The Educational Archives, Volume 1: Sex & Drugs (Fantoma)
The Educational Archives, Volume 2: Social Engineering 101 (Fantoma)
Some of you might remember those Jurassic school days before VCRs, when clattering projectors would unreel old, cheesy, square and often unintentionally hilarious educational films in darkened classrooms. Many, if not most, of these films have disappeared forever, a situation Skip Elsheimer hopes to alleviate. Elsheimer runs a Raleigh, NC, organization called A/V Geeks (www.avgeeks.com) that not only shows these films to live audiences but releases the films on videotape, the newer format helping preserve the older format it almost killed. Now an even newer format has arrived, as the Geeks release possibly the first two DVDs ever devoted to these celluloid wonders, all scratches and bad splices captured in their pristine digital glory from the original 16mm prints. (Face it, even the most beat-up film looks richer and more detailed than the best shot-on-video production.)
Besides offering campy laughs for contemporary viewers, these films from the 1940s to the 1970s provide a fascinating look at a bygone past, at fashions and language (“Gosh!”) and especially the establishment mindset. Educators sincerely believed these films could mold students into productive, patriotic, nonrebellious citizens, a hope ever more futile as the 1960s progressed.
Volume 1’s films try to dissuade young people from drinking, drugging and premarital sex—you know, fun activities. Unfortunately, seven of the twelve films here appear in “condensed” (i.e., edited) versions. In an e-mail to me, Elsheimer wrote that Fantoma had doubts about how well this DVD series would sell and asked him to cut allegedly “repetitive” material to increase audience appeal.
The cut versions are still entertaining, particularly those two narrated by future TV icons. In Social-Sex Attitudes in Adolescence (1953), we hear Lorne Greene promote honest sex education for young people and see the most explicit drawing (not of, or by, Lorne) that would appear anywhere in mainstream Fifties cinema. And in Marijuana (1968), an exceedingly laid-back (nudge, nudge) Sonny Bono wears a gold lamé suit and warns about the “unpredictable and unpleasant bummer” that can afflict even casual “weedheads.”

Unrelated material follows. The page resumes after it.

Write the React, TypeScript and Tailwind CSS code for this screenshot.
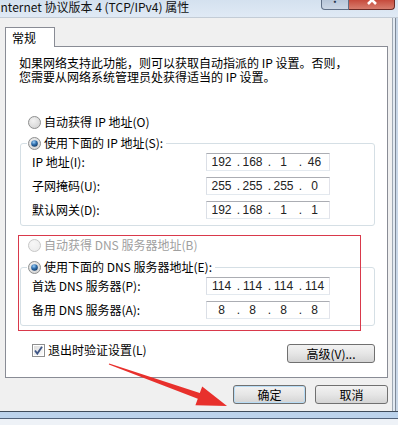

The five uncut films include LSD: Case Study (1969), an anti-drug film produced by Lockheed Aircraft (talk about flying high!) in which a female acidhead puts on “pink Capris” and hallucinates that her hot dog has transformed into a screaming Troll doll; and The ABC of Sex Education for Trainables (1975), a serious look at teaching you-know-what to the mentally disabled, with eye-burning fashions and scenes straight out of a Todd Solondz flick (“Meat! Ding-dong! Wand!”).
The ten films (all uncondensed) in Volume 2 offer social guidance, making sure our youth keep healthy in mind and body and have pleasant interactions with others. Lunchroom Manners (1959), a classic seen on Pee-wee Herman’s 1981 HBO special, uses the rude, crude puppet Mr. Bungle to help elementary-schoolers remain Stepford children. (“No one here was a Mr. Bungle, and no one wanted to be.”) Soapy the Germ Fighter (1951) opens with the “Nutcracker Suite” and stars a giant cake of soap wearing a puffy shirt four decades before Seinfeld. Speaking of TV, Shy Guy (1947) features two more future TV icons, as narrator Mike Wallace recounts “the awful loneliness” of teenage electronics geek Dick York. And in another manners-in-school film, Manners in School (1959), a chalk-drawing stick figure named Chalky comes to life and teaches a grimacing young James Cagney soundalike named Larry not to throw paper airplanes in class or complain about cleaning the chalkboard.
Only a Mr. Bungle would fail to find anything fun on these two discs.
Previously-unpublished reviews from February 25, 2002/March 15, 2002.